## Start Source data

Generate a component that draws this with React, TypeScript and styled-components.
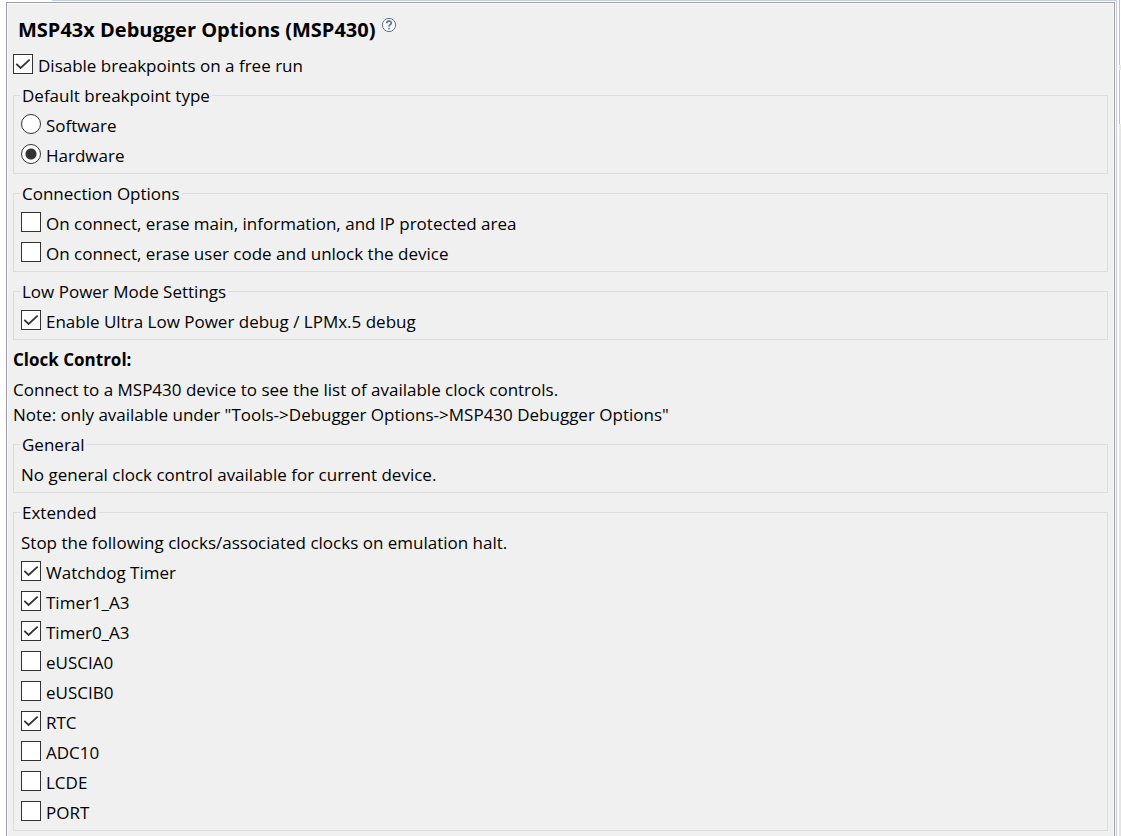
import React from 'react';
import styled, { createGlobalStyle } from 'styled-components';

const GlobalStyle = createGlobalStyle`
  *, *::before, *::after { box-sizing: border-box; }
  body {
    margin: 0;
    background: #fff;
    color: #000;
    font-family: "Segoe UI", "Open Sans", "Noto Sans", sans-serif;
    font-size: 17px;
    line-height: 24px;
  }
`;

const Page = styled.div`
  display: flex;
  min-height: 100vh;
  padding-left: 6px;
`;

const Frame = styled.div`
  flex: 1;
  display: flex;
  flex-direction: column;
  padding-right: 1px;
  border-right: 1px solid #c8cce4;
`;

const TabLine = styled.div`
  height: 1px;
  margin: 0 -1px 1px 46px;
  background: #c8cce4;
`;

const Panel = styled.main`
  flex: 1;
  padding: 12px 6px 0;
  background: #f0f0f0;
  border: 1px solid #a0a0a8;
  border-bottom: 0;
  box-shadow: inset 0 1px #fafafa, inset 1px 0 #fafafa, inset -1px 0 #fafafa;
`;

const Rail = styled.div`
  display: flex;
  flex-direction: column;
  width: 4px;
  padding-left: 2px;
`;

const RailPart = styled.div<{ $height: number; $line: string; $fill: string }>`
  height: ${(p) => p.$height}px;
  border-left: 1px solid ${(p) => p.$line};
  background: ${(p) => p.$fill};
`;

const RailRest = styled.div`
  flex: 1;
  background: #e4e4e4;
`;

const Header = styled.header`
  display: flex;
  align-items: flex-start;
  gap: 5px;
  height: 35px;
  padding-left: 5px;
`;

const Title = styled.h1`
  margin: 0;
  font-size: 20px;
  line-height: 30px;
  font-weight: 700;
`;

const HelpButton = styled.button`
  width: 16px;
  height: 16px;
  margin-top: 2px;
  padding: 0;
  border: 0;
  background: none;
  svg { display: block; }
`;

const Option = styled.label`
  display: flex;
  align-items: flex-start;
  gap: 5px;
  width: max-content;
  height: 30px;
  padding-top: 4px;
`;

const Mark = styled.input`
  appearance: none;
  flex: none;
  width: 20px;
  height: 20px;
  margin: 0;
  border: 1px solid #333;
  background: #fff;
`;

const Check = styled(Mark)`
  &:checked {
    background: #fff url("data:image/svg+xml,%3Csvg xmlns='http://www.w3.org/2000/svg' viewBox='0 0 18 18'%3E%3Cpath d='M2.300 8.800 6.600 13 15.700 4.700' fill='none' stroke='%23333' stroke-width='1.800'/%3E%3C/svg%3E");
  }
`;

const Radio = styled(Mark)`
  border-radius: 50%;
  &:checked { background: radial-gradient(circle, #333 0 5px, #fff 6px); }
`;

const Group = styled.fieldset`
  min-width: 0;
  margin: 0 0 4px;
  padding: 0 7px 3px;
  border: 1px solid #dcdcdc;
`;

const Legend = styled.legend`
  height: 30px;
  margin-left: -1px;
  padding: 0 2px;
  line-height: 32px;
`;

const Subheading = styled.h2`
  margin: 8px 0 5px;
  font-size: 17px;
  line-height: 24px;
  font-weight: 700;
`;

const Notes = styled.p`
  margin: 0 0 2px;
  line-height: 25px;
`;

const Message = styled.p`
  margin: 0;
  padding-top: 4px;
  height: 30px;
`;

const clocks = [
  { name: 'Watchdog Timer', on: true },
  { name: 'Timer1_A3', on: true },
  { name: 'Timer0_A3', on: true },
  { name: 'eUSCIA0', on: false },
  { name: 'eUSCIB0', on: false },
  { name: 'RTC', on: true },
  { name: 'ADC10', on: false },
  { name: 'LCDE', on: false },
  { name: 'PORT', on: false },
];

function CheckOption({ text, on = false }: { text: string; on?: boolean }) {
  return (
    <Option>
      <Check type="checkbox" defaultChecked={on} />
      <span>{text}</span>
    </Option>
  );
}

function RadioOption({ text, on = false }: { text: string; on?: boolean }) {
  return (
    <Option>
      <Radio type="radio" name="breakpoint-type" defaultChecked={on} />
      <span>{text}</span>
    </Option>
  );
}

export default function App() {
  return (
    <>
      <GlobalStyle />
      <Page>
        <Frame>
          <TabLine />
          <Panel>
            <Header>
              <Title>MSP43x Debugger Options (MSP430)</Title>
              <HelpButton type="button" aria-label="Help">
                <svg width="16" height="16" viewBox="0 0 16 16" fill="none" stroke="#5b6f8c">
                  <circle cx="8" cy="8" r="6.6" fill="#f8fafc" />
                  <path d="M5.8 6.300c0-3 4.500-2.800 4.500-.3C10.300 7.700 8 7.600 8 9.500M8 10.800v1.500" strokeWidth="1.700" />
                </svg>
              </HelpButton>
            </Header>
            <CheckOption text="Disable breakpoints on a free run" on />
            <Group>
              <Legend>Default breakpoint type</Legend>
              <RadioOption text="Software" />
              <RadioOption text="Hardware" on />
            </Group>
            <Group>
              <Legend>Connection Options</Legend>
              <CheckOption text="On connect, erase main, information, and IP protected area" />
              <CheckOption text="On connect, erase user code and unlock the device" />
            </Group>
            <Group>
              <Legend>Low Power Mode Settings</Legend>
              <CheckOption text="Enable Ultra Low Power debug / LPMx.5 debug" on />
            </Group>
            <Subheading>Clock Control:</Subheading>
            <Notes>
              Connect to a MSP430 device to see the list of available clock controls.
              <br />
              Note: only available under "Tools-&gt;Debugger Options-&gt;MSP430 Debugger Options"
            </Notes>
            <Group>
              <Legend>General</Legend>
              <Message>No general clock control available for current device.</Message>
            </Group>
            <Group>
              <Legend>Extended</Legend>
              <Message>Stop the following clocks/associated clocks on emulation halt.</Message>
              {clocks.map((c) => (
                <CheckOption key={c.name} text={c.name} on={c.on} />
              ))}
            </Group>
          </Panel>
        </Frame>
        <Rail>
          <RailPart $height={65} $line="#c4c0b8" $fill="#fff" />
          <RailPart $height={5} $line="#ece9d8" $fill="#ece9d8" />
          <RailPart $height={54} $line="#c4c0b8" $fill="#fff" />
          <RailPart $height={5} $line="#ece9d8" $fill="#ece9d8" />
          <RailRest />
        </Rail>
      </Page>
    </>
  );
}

## End Source data

*Problem requirements*. What is the number of lines in the data above that include the word "React"? Answer with that number only.

*Answer for the task*. 2